Tuesday’s
Truth
Last
Friday, Efed and I stayed in the entire day. We didn’t go to the market, to the
café, or even to the free library that’s in her hood. Instead, we sat on her
sofa (or lied on the floor) and talked about everything that we’ve needed
(well, almost everything) we’ve needed to discuss for a good long while. Topics
ranged from my eating stuff to expectations of adulthood that we had as children,
and culminated with a really frank and open discussion about my mother and our
parents. Grief is a weird thing. It comes in waves, presenting itself sometimes
silent and prodding, and other times harrowed and loud.
It
feels like I’ve been grieving my mother for almost twenty years. Between the
fission that occurred when her life separated from mine when I was a teenager,
and her actual death just a few years ago, there has now been more time in my
life that I’ve been without her than I’ve shared. I don’t know if that makes me
want to villainize her or idolize her; both are equally possible given my frame
of mind, and if that sticky thing called grief is being quiet or making a
symphony.
Undoubtedly,
Efed was closer with our mother than I ever hoped to be; the connection they
shared is one that is so vastly different from what we had. As the firstborn,
and six years older, Efed has been witness to realities that I was too young or
too blinded to see. Because of it, her grief is so much different than mine.

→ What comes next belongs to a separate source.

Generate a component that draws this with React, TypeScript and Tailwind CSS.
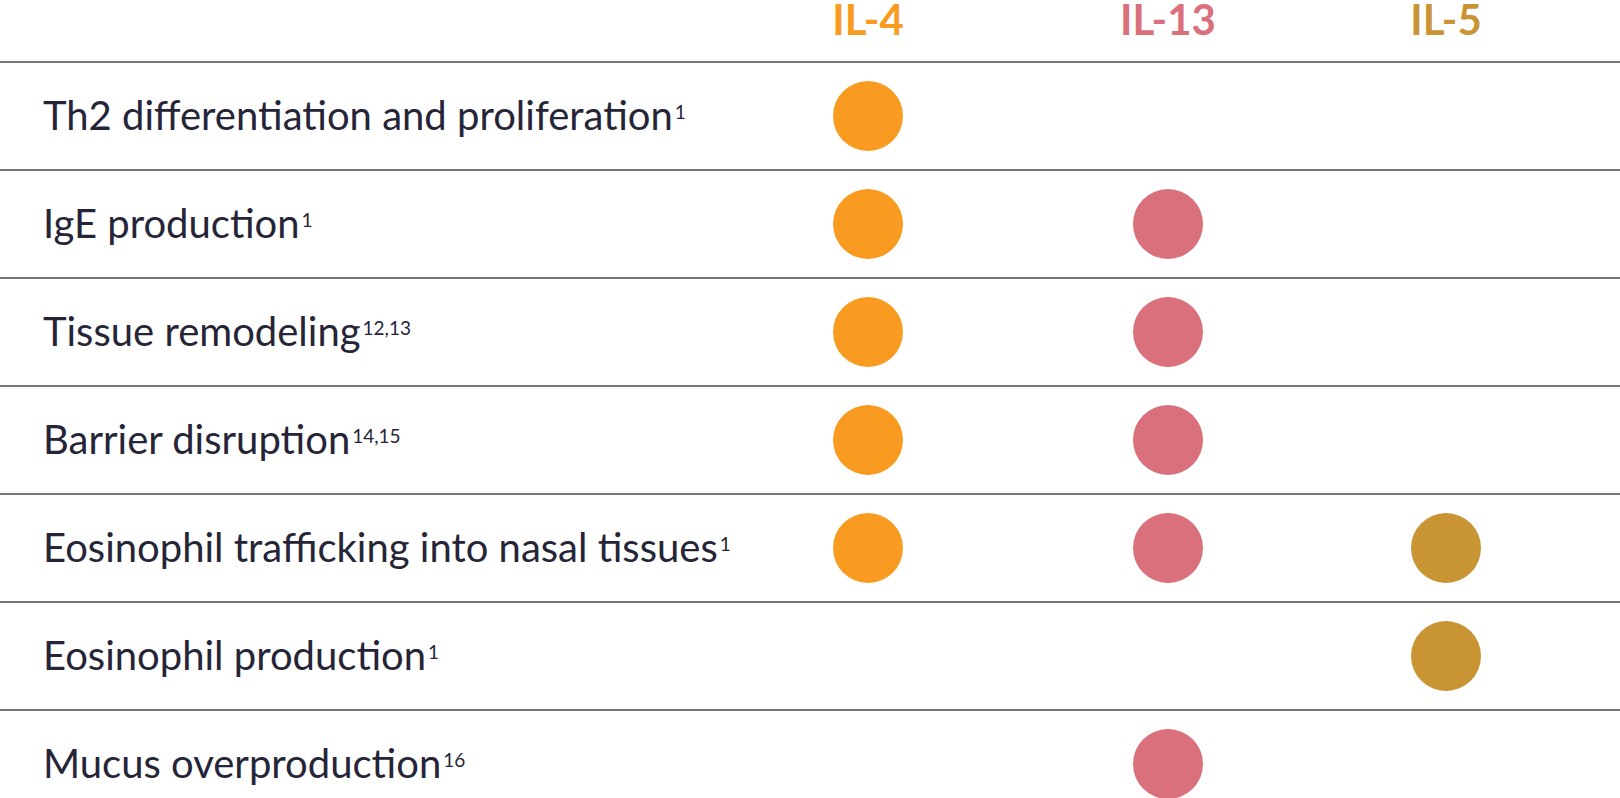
const rows: { label: string; sup: string; il4?: boolean; il13?: boolean; il5?: boolean }[] = [
  { label: "Th2 differentiation and proliferation", sup: "1", il4: true },
  { label: "IgE production", sup: "1", il4: true, il13: true },
  { label: "Tissue remodeling", sup: "12,13", il4: true, il13: true },
  { label: "Barrier disruption", sup: "14,15", il4: true, il13: true },
  { label: "Eosinophil trafficking into nasal tissues", sup: "1", il4: true, il13: true, il5: true },
  { label: "Eosinophil production", sup: "1", il5: true },
  { label: "Mucus overproduction", sup: "16", il13: true },
];

function Dot({ on, color }: { on?: boolean; color: string }) {
  if (!on) return null;
  return <div className={`size-[70px] rounded-full ${color}`} />;
}

export default function App() {
  return (
    <div className="w-[1620px] h-[798px] overflow-hidden bg-white font-['Lato','Noto_Sans',sans-serif] text-[#262538]">
      {/* Header */}
      <div className="flex h-[61px] pt-[1px] font-bold text-[42px] leading-[36px]">
        <div className="w-[718px]" />
        <div className="w-[300px] text-center text-[#f89b20]">IL-4</div>
        <div className="w-[300px] text-center text-[#d9707c]">IL-13</div>
        <div className="w-[256px] text-center text-[#c99434]">IL-5</div>
      </div>

      {rows.map((r) => (
        <div key={r.label} className="flex h-[108px] items-center border-t-2 border-[#76767e]">
          <div className="w-[718px] pl-[43px] -mt-[3px] text-[40px] leading-none whitespace-nowrap">
            {r.label}
            <sup className="ml-[2px] text-[19px] -top-[11px]">{r.sup}</sup>
          </div>
          <div className="w-[300px] flex justify-center">
            <Dot on={r.il4} color="bg-[#f89b20]" />
          </div>
          <div className="w-[300px] flex justify-center">
            <Dot on={r.il13} color="bg-[#d9707c]" />
          </div>
          <div className="w-[256px] flex justify-center">
            <Dot on={r.il5} color="bg-[#c99434]" />
          </div>
        </div>
      ))}
    </div>
  );
}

It’s stronger; more real; more impacting. Where I knew that Gail was gone for a
good ten years before she actually passed on, Efed kept up a viable and vibrant
relationship with her. As a result, I’ve always felt that my grief and my
longing was less than hers.
Our
conversation Friday reminded me that grief most certainly isn’t the same for
everyone, and manifests in different ways. Where Efed has lately not wanted to
talk about her, all I’ve wanted to do is to get to know my mother,
posthumously, of course. It’s as if now that it is so incredibly final that I
can’t have her in my life, I’m greedy for all the details I can cobble together
about her existence. Because Efed is my only resource for that information,
conversations like the one we had on Friday are likely to be more frequent than
less. I guess that means I’m going to be taking a few more trips across the
pond. Not exactly a bad thing, considering I’m coming to terms with how not to
freak out.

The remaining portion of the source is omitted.